Beryllium diffusion treatment, applied commercially to corundum in bulk since the early 2000s, introduced a further complication. The beryllium atom is small enough to penetrate the corundum lattice to relatively shallow depths, saturating pale or color-zoned stones with intensified orange or yellow hues. Detection requires laser ablation inductively coupled plasma mass spectrometry — a technique abbreviated as LA-ICP-MS — because the beryllium concentration at trace levels is otherwise invisible under standard microscopy. Laboratories that lacked this equipment when diffusion-treated stones first entered the market passed material that would later be reclassified once testing protocols caught up to treatment technology.

Geographic Origin and Its Structural Relationship to Price

Origin determination for collector-grade stones operates through an entirely separate analytical layer from treatment detection, and conflating the two produces sourcing errors with meaningful financial consequences.

Kashmir sapphire commands a price multiplier over comparable Sri Lankan or Burmese material not through marketing, but through documented mineral chemistry. The Zanskar Range deposits in the Kashmir region of northern India produced sapphire during a relatively constrained period, concentrated in the 1880s through roughly the 1930s. The characteristic "velvety" visual quality results from a specific inclusion population: fine, densely distributed rutile needles that scatter light internally, softening the blue saturation rather than intensifying it toward the overly vivid appearance of heat-treated material. The geographic origin is confirmed through trace element chemistry — the ratio of iron to chromium and the presence of trace vanadium follow deposit-specific signatures that trained spectroscopists can map against reference databases.

This origin premium is not abstract. At documented auction results, Kashmir sapphire without heat treatment has consistently achieved per-carat values that significantly exceed equivalent-quality Burmese material, which itself trades at a premium above Sri Lankan stones. The structural logic is straightforward: Kashmir production was geographically finite, the deposit largely exhausted, and the physical characteristics of the material are inextricably linked to the specific metamorphic environment that formed it.

For Burmese ruby, the equivalent determinant is chromium-to-iron ratio. High-saturation Burmese rubies from the Mogok Stone Tract derive their "pigeon's blood" designation — a term the SSEF laboratory attempted to formalize with specific colorimetric criteria — from a chromium dominance that drives the fluorescent red saturation under both daylight and incandescent sources. Iron suppresses this fluorescence, which is why Thai and African rubies in the same color range appear comparatively flat under incandescent light regardless of their daylight appearance. The fluorescence test is not decorative analysis; it directly interrogates the iron-to-chromium ratio without requiring spectroscopic equipment.

The Diamond Tier: What "Collector-Grade" Requires Beyond the Four C's

The collector-grade diamond conversation diverges sharply from the retail grading framework most buyers encounter. A GIA triple-excellent round brilliant at D/VS1 is a technically well-specified stone, but it is not inherently a collector asset. The distinction lies in a cluster of characteristics that standard grading reports either capture incompletely or do not address at all.

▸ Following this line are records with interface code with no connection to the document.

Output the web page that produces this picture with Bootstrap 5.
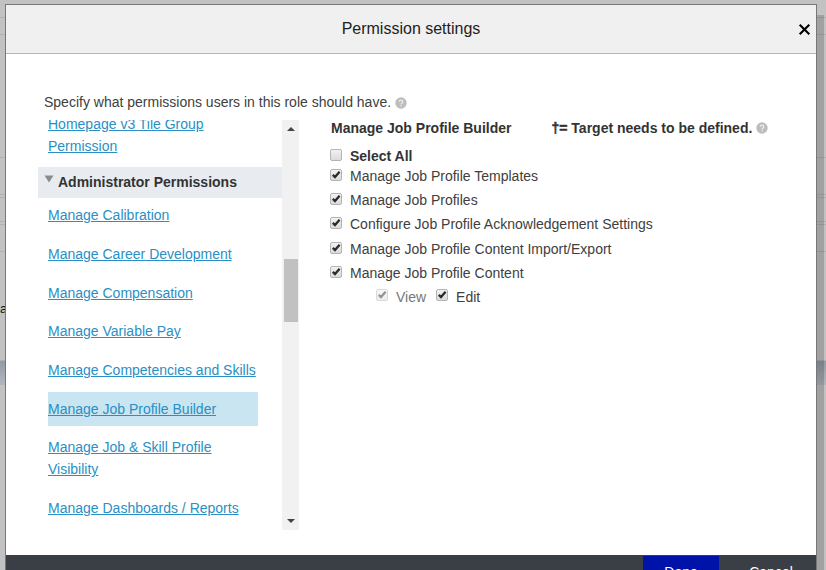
<!DOCTYPE html>
<html lang="en">
<head>
<meta charset="utf-8">
<meta name="viewport" content="width=device-width, initial-scale=1">
<title>Permission settings</title>
<link href="https://cdn.jsdelivr.net/npm/bootstrap@5.3.0/dist/css/bootstrap.min.css" rel="stylesheet">
<style>
body{font-family:"Liberation Sans",Arial,sans-serif;font-size:14px;line-height:22px;color:#404040;background:#c2c2c2;height:570px}
/* dimmed page behind the dialog */
.backpage{height:570px}
.backpage>div{border-bottom:1px solid #b0b0b0;flex:none}
.backpage>.bp-band{background:linear-gradient(#939ba3,#b0b6bc);border-bottom-color:#b0b6bc}
.bp-text{color:#111;line-height:18px;font-size:13px;padding-top:48px}
.dialog-box{left:5px;top:4px;width:812px;height:566px;border:1px solid #777;border-bottom:0;background:#fff;z-index:2;overflow:hidden}
.dialog-shade{left:817px;top:15px;width:7px;bottom:0;background:rgba(0,0,0,.17);z-index:1}
.dialog-head{height:49px;background:#f0f0f0;border-bottom:1px solid #b4b4b4;color:#222;font-size:16px}
.close-x{width:13px;height:13px;right:5px;top:18px}
.dialog-main{height:501px;padding:37px 0 0 32px}
.intro{height:29px;padding-left:6px}
.intro .qmark{margin-top:6px}
.side-wrap{width:261px;height:410px}
.side-list{width:244px}
.side-inner{margin-top:-7.2px}
.side-inner a{display:block;margin:0 24px 4.65px 10px;padding:6px 0;color:#2a8fc4;text-decoration:underline;text-underline-offset:1px;white-space:nowrap}
.side-inner a.first{padding-top:0}
.side-inner a.current{background:#c9e5f1}
.group-head{height:31px;background:#e8ecf0;color:#333;font-weight:bold;padding:0 0 1px 6px}
.group-head svg{margin:-7px 4px 0 0}
.scroller{width:17px;background:#f1f1f1}
.thumb{width:14px;height:63px;background:#c1c1c1;margin-top:128px}
.detail{padding-left:32px}
.detail-head{height:16px;font-weight:bold;color:#333}
.target-note{margin-left:40px}
.dagger{-webkit-text-stroke:.5px #333}
.opt{height:24.2px}
.opt .tick{margin:-2px 8px 0 -1px}
.opt.select-all{height:17px;margin-top:3px;color:#333}
.sub-opts{height:24px;padding-left:45px}
.sub-opts .tick{margin-top:-3px;margin-right:8px}
.muted-opt{color:#777;margin-right:10px}
.tick,.qmark{flex:none}
.dialog-foot{height:66px;background:#3a3f45;color:#fff}
.foot-btn{border:0;border-radius:0;width:76px;height:32px;font-size:14px;line-height:22px;padding:5px 0;color:#fff;margin-top:1px}
.foot-btn.done{background:#0013a8;margin-right:14px}
.foot-btn.cancel{margin-right:7px}
</style>
</head>
<body class="overflow-hidden position-relative">
<svg width="0" height="0" class="position-absolute">
  <defs>
    <linearGradient id="boxfill" x2="0" y2="1"><stop stop-color="#f3f3f3"/><stop offset="1" stop-color="#dadada"/></linearGradient>
    <symbol id="box" viewBox="0 0 12 12"><rect x=".5" y=".5" width="11" height="11" rx="1.5" fill="url(#boxfill)" stroke="#b4b4b4"/></symbol>
    <symbol id="checked" viewBox="0 0 12 12"><use href="#box"/><path d="M2.8 5.9 5 8.1 9.6 2.8" fill="none" stroke="#2b2b2b" stroke-width="2.3"/></symbol>
    <symbol id="q" viewBox="0 0 12 12"><circle cx="6" cy="6" r="5.7" fill="#bdbdbd"/><path d="M4.3 4.8C4.3 2.5 7.8 2.7 7.8 4.7 7.8 6 6.1 5.9 6.1 7.4M6.1 8.2v1.3" fill="none" stroke="#eee" stroke-width="1.2"/></symbol>
  </defs>
</svg>

<div class="backpage d-flex flex-column">
  <div style="height:18px"></div>
  <div style="height:17px"></div>
  <div style="height:123px"></div>
  <div style="height:37px"></div>
  <div style="height:3px"></div>
  <div style="height:24px"></div>
  <div style="height:3px"></div>
  <div style="height:27px"></div>
  <div class="bp-text" style="height:109px">a</div>
  <div class="bp-band" style="height:24px"></div>
</div>
<div class="dialog-shade position-absolute"></div>

<div class="dialog-box position-absolute" role="dialog">
  <div class="dialog-head d-flex align-items-center justify-content-center position-relative">
    <span>Permission settings</span>
    <svg class="close-x position-absolute" viewBox="0 0 13 13"><path d="M1.7 1.7 11.3 11.3M11.3 1.7 1.7 11.3" stroke="#000" stroke-width="2.1"/></svg>
  </div>

  <div class="dialog-main">
    <div class="intro d-flex align-items-start gap-1"><span>Specify what permissions users in this role should have.</span><svg class="qmark" width="12" height="12"><use href="#q"/></svg></div>
    <div class="d-flex">
      <div class="side-wrap d-flex overflow-hidden">
        <div class="side-list overflow-hidden">
          <div class="side-inner">
            <a class="first" href="#">Homepage v3 Tile Group<br>Permission</a>
            <div class="group-head d-flex align-items-center"><svg width="10" height="8"><path d="M.5.5h9L5 7.5z" fill="#8b8b8b"/></svg>Administrator Permissions</div>
            <a href="#">Manage Calibration</a>
            <a href="#">Manage Career Development</a>
            <a href="#">Manage Compensation</a>
            <a href="#">Manage Variable Pay</a>
            <a href="#">Manage Competencies and Skills</a>
            <a class="current" href="#">Manage Job Profile Builder</a>
            <a href="#">Manage Job &amp; Skill Profile<br>Visibility</a>
            <a href="#">Manage Dashboards / Reports</a>
          </div>
        </div>
        <div class="scroller d-flex flex-column align-items-center">
          <svg width="8" height="11"><path d="M0 11 4 7 8 11z" fill="#444"/></svg>
          <div class="thumb"></div>
          <svg class="mt-auto mb-1" width="8" height="8"><path d="M0 1h8L4 5z" fill="#444"/></svg>
        </div>
      </div>

      <div class="detail">
        <div class="detail-head d-flex align-items-center"><span>Manage Job Profile Builder</span><span class="target-note"><span class="dagger">†=</span> Target needs to be defined.</span><svg class="qmark ms-1" width="12" height="12"><use href="#q"/></svg></div>
        <div class="pt-2">
          <div class="opt select-all d-flex align-items-center fw-bold"><svg class="tick" width="12" height="12"><use href="#box"/></svg>Select All</div>
          <div class="opt d-flex align-items-center"><svg class="tick" width="12" height="12"><use href="#checked"/></svg>Manage Job Profile Templates</div>
          <div class="opt d-flex align-items-center"><svg class="tick" width="12" height="12"><use href="#checked"/></svg>Manage Job Profiles</div>
          <div class="opt d-flex align-items-center"><svg class="tick" width="12" height="12"><use href="#checked"/></svg>Configure Job Profile Acknowledgement Settings</div>
          <div class="opt d-flex align-items-center"><svg class="tick" width="12" height="12"><use href="#checked"/></svg>Manage Job Profile Content Import/Export</div>
          <div class="opt d-flex align-items-center"><svg class="tick" width="12" height="12"><use href="#checked"/></svg>Manage Job Profile Content</div>
          <div class="sub-opts d-flex align-items-center"><svg class="tick opacity-50" width="12" height="12"><use href="#checked"/></svg><span class="muted-opt">View</span><svg class="tick" width="12" height="12"><use href="#checked"/></svg><span>Edit</span></div>
        </div>
      </div>
    </div>
  </div>

  <div class="dialog-foot d-flex justify-content-end align-items-start">
    <button class="btn foot-btn done">Done</button>
    <button class="btn foot-btn cancel">Cancel</button>
  </div>
</div>
<script src="https://cdn.jsdelivr.net/npm/bootstrap@5.3.0/dist/js/bootstrap.bundle.min.js"></script>
</body>
</html>
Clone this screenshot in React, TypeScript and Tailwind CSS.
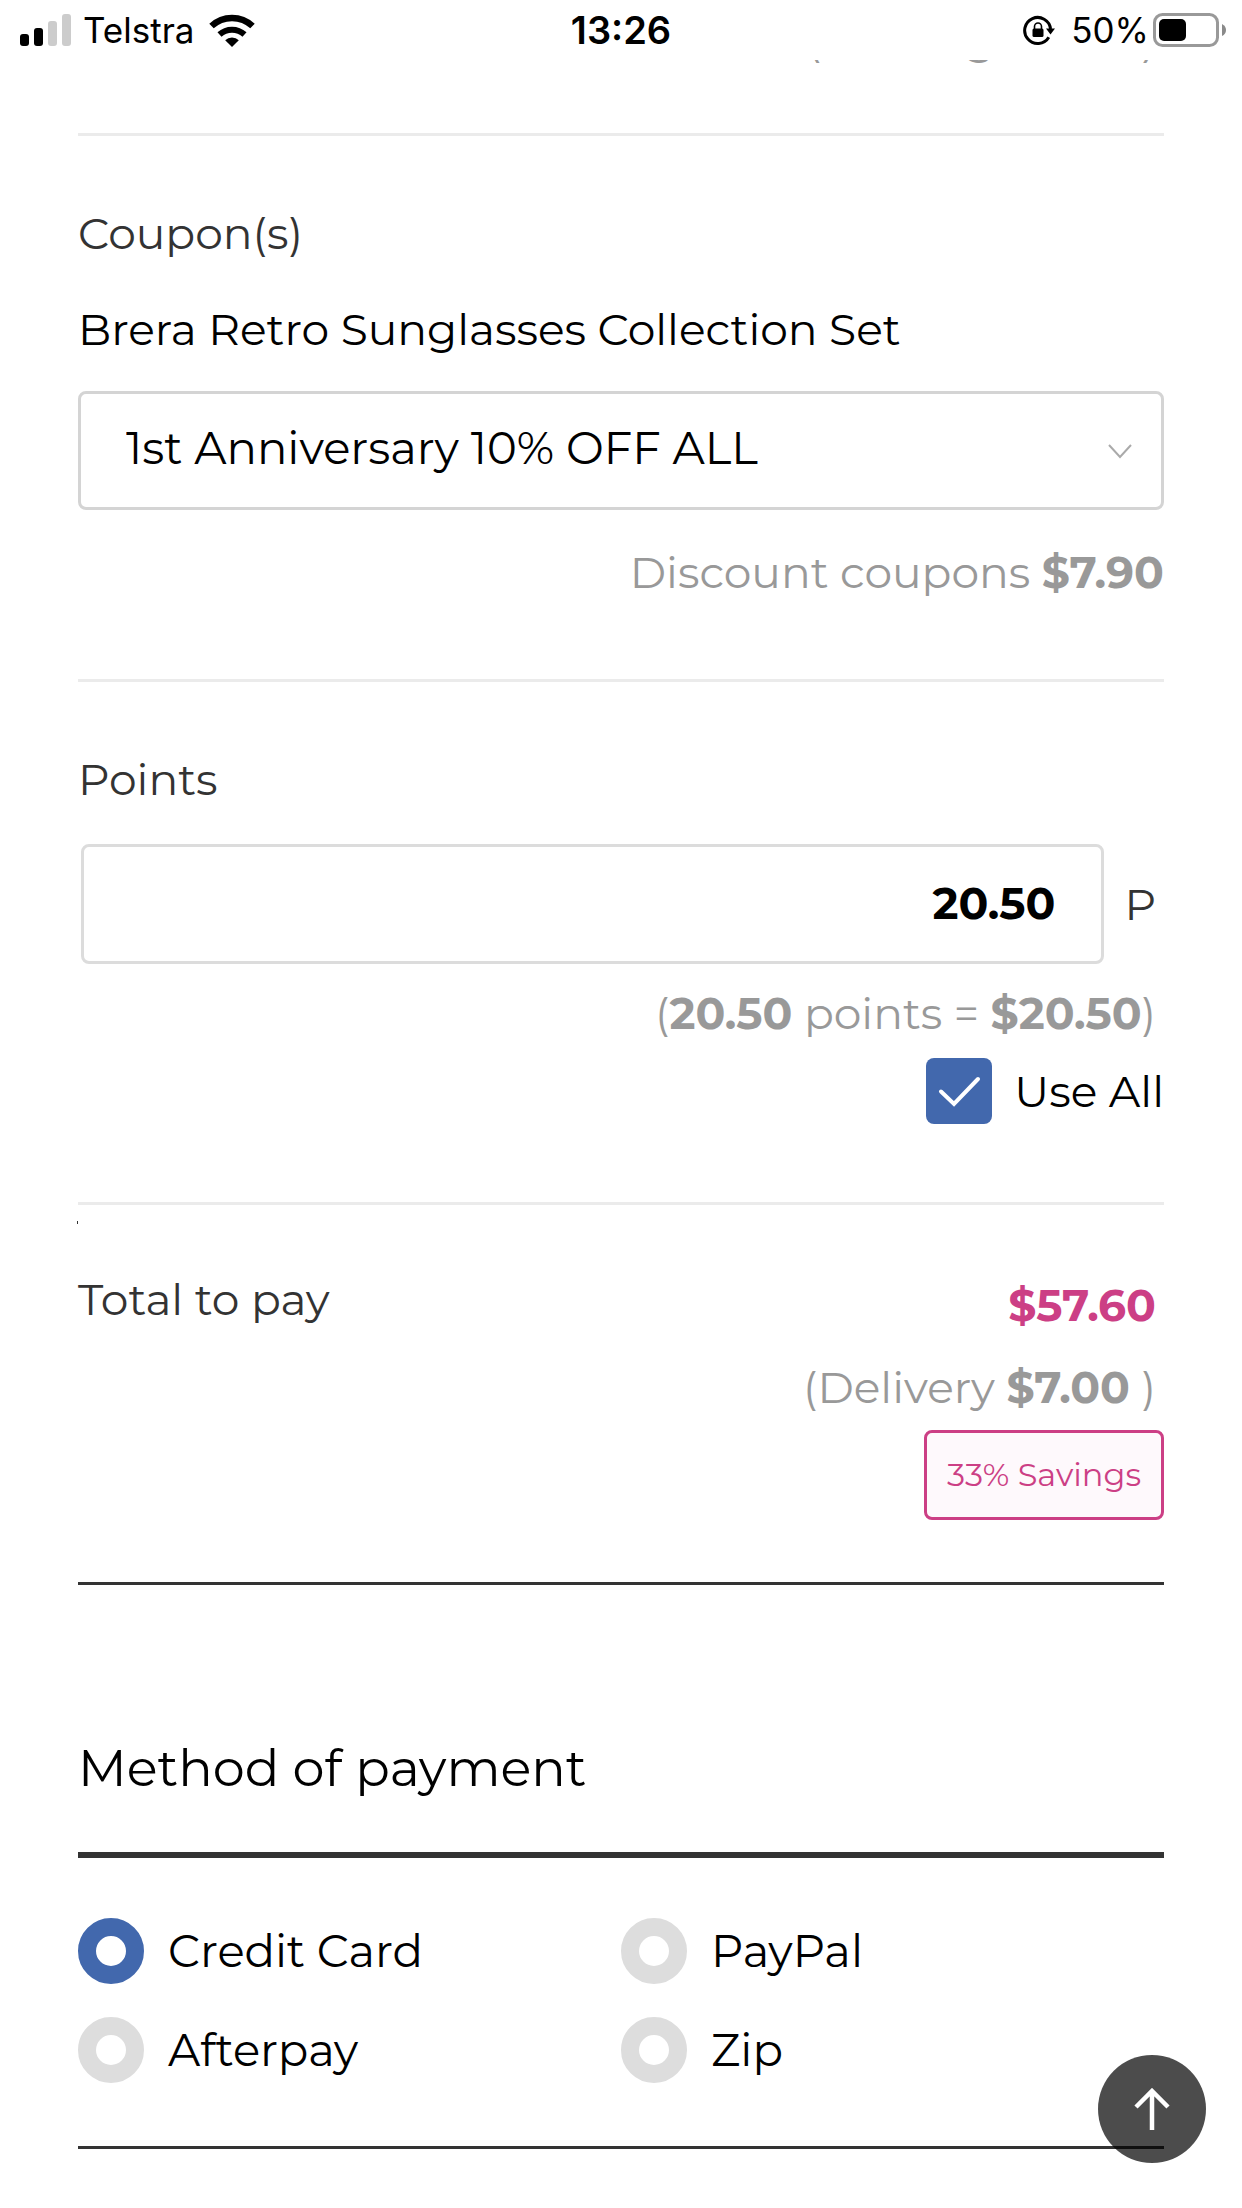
import { useState } from 'react'
import type { ReactNode } from 'react'

const METHODS = ['Credit Card', 'PayPal', 'Afterpay', 'Zip']
const COUPONS = ['1st Anniversary 10% OFF ALL', 'No coupon']

function StatusBar() {
  return (
    <header className="sticky top-0 z-20 grid h-[60px] grid-cols-3 items-center bg-white px-4 font-['Inter',sans-serif] text-[35px] leading-[60px] text-black">
      <div className="flex items-center pl-1">
        <svg className="h-8 w-[51px]" viewBox="0 0 51 32" aria-hidden="true">
          <rect x="0" y="20" width="9" height="12" rx="3" />
          <rect x="14" y="14" width="9" height="18" rx="3" />
          <rect x="28" y="7" width="9" height="25" rx="3" fill="#ccc" />
          <rect x="42" y="0" width="9" height="32" rx="3" fill="#ccc" />
        </svg>
        <span className="ml-3 mr-[14px]">Telstra</span>
        <svg className="h-[33px] w-[46px]" viewBox="0 0 46 33" fill="none" stroke="#000" aria-hidden="true">
          <path d="M2.5 12a30 30 0 0 1 41 0" strokeWidth="6.500" />
          <path d="M10.500 20.500a18.500 18.500 0 0 1 25 0" strokeWidth="6" />
          <path d="M23 33l-6.800-6.800a9.600 9.600 0 0 1 13.600 0z" fill="#000" stroke="none" />
        </svg>
      </div>
      <time className="text-center text-[38px] font-semibold">13:26</time>
      <div className="flex items-center justify-end">
        <svg className="mr-4 h-8 w-8" viewBox="0 0 32 32" fill="none" stroke="#000" aria-hidden="true">
          <path d="M25.800 23.200A13 13 0 1 1 27.600 15" strokeWidth="3" />
          <path d="M23 14.500h9l-4.500 6z" fill="#000" stroke="none" />
          <rect x="9.500" y="14.500" width="11" height="8.500" rx="1.500" fill="#000" stroke="none" />
          <path d="M11.500 15v-2.500a3.500 3.500 0 0 1 7 0V15" strokeWidth="1.600" />
        </svg>
        <span className="mr-1">50%</span>
        <svg className="h-[34px] w-[73px]" viewBox="0 0 73 34" aria-hidden="true">
          <rect x="1.500" y="1.500" width="63" height="31" rx="8" fill="none" stroke="#999" strokeWidth="3" />
          <rect x="6" y="6" width="27" height="22" rx="5" />
          <path d="M69 11q4 2 4 6t-4 6z" fill="#8a8a8a" />
        </svg>
      </div>
    </header>
  )
}

function Section({ children, className }: { children: ReactNode; className: string }) {
  return <section className={className}>{children}</section>
}

export default function App() {
  const [coupon, setCoupon] = useState(COUPONS[0])
  const [points, setPoints] = useState('20.50')
  const [useAll, setUseAll] = useState(true)
  const [method, setMethod] = useState('Credit Card')

  return (
    <div className="min-h-screen bg-white font-['Montserrat','Inter',sans-serif] text-[44px] font-normal leading-[60px] text-black">
      <StatusBar />

      <main className="px-[78px]">
        <Section className="border-b-[3px] border-[#ebebeb] pb-16 pr-2 text-[#999]">
          <div className="flex h-[9px] items-end justify-end overflow-hidden">
            <p>(Earning <b className="font-bold">$7.00</b> )</p>
          </div>
        </Section>

        <Section className="border-b-[3px] border-[#ebebeb] pb-[77px] pt-[67px]">
          <h2 className="text-[#333]">Coupon(s)</h2>
          <label htmlFor="coupon" className="mt-9 block">Brera Retro Sunglasses Collection Set</label>
          <div className="relative mt-8">
            <select
              id="coupon"
              value={coupon}
              onChange={e => setCoupon(e.target.value)}
              className="block h-[119px] w-full appearance-none rounded-lg border-[3px] border-[#d4d4d4] bg-white pb-[6px] pl-[45px] pr-24 text-[45px] outline-none"
            >
              {COUPONS.map(c => <option key={c}>{c}</option>)}
            </select>
            <svg className="pointer-events-none absolute right-8 top-[52px] h-4 w-6" viewBox="0 0 24 16" fill="none" stroke="#aaa" strokeWidth="2" aria-hidden="true">
              <path d="M1 2l11 12L23 2" />
            </svg>
          </div>
          <p className="mt-8 text-right text-[#999]">Discount coupons <b className="font-bold">$7.90</b></p>
        </Section>

        <Section className="border-b-[3px] border-[#ebebeb] pb-[78px] pt-[67px]">
          <h2><label htmlFor="points" className="block text-[#333]">Points</label></h2>
          <div className="mt-[35px] flex items-center gap-5 pl-[3px] pr-2">
            <input
              id="points"
              value={points}
              onChange={e => setPoints(e.target.value)}
              className="h-[120px] min-w-0 flex-1 rounded-lg border-[3px] border-[#dcdcdc] pb-[2px] pr-[46px] text-right font-bold outline-none"
            />
            <span className="text-[#333]">P</span>
          </div>
          <p className="mt-[19px] pr-2 text-right text-[#999]">
            (<b className="font-bold">20.50</b> points = <b className="font-bold">$20.50</b>)
          </p>
          <label className="mt-[15px] flex items-center justify-end gap-[22px]">
            <span className="grid">
              <input
                type="checkbox"
                checked={useAll}
                onChange={e => setUseAll(e.target.checked)}
                className="col-start-1 row-start-1 h-[66px] w-[66px] appearance-none rounded-lg bg-[#ddd] checked:bg-[#4268ad]"
              />
              <svg className="pointer-events-none col-start-1 row-start-1 h-[66px] w-[66px]" viewBox="0 0 66 66" fill="none" stroke="#fff" strokeWidth="4" strokeLinecap="round" aria-hidden="true">
                <path d="M15 33.500L28 46L52 21" />
              </svg>
            </span>
            Use All
          </label>
        </Section>

        <Section className="relative flex items-start justify-between border-b-[3px] border-[#333] pb-[62px] pt-16">
          <span className="absolute -left-px top-4 h-[3px] w-px bg-[#333]" />
          <h2 className="text-[#333]">Total to pay</h2>
          <div className="flex flex-col items-end pt-[6px]">
            <strong className="pr-2 font-bold text-[#cc3f85]">$57.60</strong>
            <p className="mt-[22px] pr-2 text-[#999]">(Delivery <b className="font-bold">$7.00</b> )</p>
            <span className="mt-[13px] flex h-[90px] items-center rounded-lg border-[3px] border-[#cc3f85] bg-[#fef9fc] px-5 text-[32px] text-[#cc3f85]">
              33% Savings
            </span>
          </div>
        </Section>

        <h2 className="border-b-[6px] border-[#333] pb-[54px] pt-[153px] text-[51px]">Method of payment</h2>

        <div role="radiogroup" aria-label="Method of payment" className="grid grid-cols-2 gap-y-[33px] border-b-[3px] border-[#333] pb-[63px] pt-[60px] text-[45px]">
          {METHODS.map(m => (
            <label key={m} className="flex items-center gap-6">
              <input
                type="radio"
                name="method"
                checked={method === m}
                onChange={() => setMethod(m)}
                className="h-[66px] w-[66px] appearance-none rounded-full border-[18px] border-[#ddd] bg-white checked:border-[#4268ad]"
              />
              {m}
            </label>
          ))}
        </div>
      </main>

      <button
        type="button"
        aria-label="Back to top"
        onClick={() => window.scrollTo({ top: 0 })}
        className="fixed bottom-[45px] right-9 z-10 flex h-[108px] w-[108px] items-center justify-center rounded-full bg-black/70"
      >
        <svg className="h-[42px] w-9" viewBox="0 0 36 42" fill="none" stroke="#fff" strokeWidth="4.500" aria-hidden="true">
          <path d="M18 42V3M2 19L18 3l16 16" />
        </svg>
      </button>
    </div>
  )
}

Type IIa classification represents the clearest dividing line. Type IIa diamonds contain negligible nitrogen impurities — nitrogen being the element that, when aggregated into A or B centers within the crystal lattice, produces the pale yellow coloration common to the majority of gem-quality diamonds. Type IIa material is chemically purer, transmits ultraviolet light rather than absorbing it, and historically correlates with the largest and most historically significant diamonds in the documentary record. The Cullinan, the Koh-i-Noor, and the majority of major named white diamonds are Type IIa. This classification appears on GIA reports but receives minimal retail attention because the population of Type IIa stones at commercial sizes is small and the stones themselves are already priced accordingly.

Fluorescence inversion is a related phenomenon that collector buyers need to understand structurally. Strong blue fluorescence in a D or E color diamond under ultraviolet light is commercially penalized by the mainstream market on the assumption that it introduces a visible bluish cast under daylight. The physical reality is more conditional: in stones where the fluorescence is well-dispersed through the crystal and the color grade is high, daylight fluorescence can marginally enhance the apparent white by counteracting the slight warmth of ambient light. The penalty persists as a market convention rather than an optical absolute, which means strongly fluorescent high-color stones sometimes trade at a discount relative to their material quality — a structural inefficiency that informed collectors have historically exploited.

For fancy colored diamonds, natural color origin is the entire proposition. The GIA Colored Diamond Grading Report specifies whether the color origin is natural or the product of irradiation and annealing treatment. High-pressure, high-temperature treatment — HPHT — can remove nitrogen aggregates from brown or near-colorless diamonds, converting them to colorless or fancy yellow stones with chemically altered crystal structures. Detection requires photoluminescence spectroscopy, which identifies residual stress patterns and nitrogen vacancy configurations that deviate from natural formation. Laboratories do not flag HPHT treatment on all submitted stones; the test must often be specifically commissioned, which creates another gap between standard commercial documentation and collector-grade verification.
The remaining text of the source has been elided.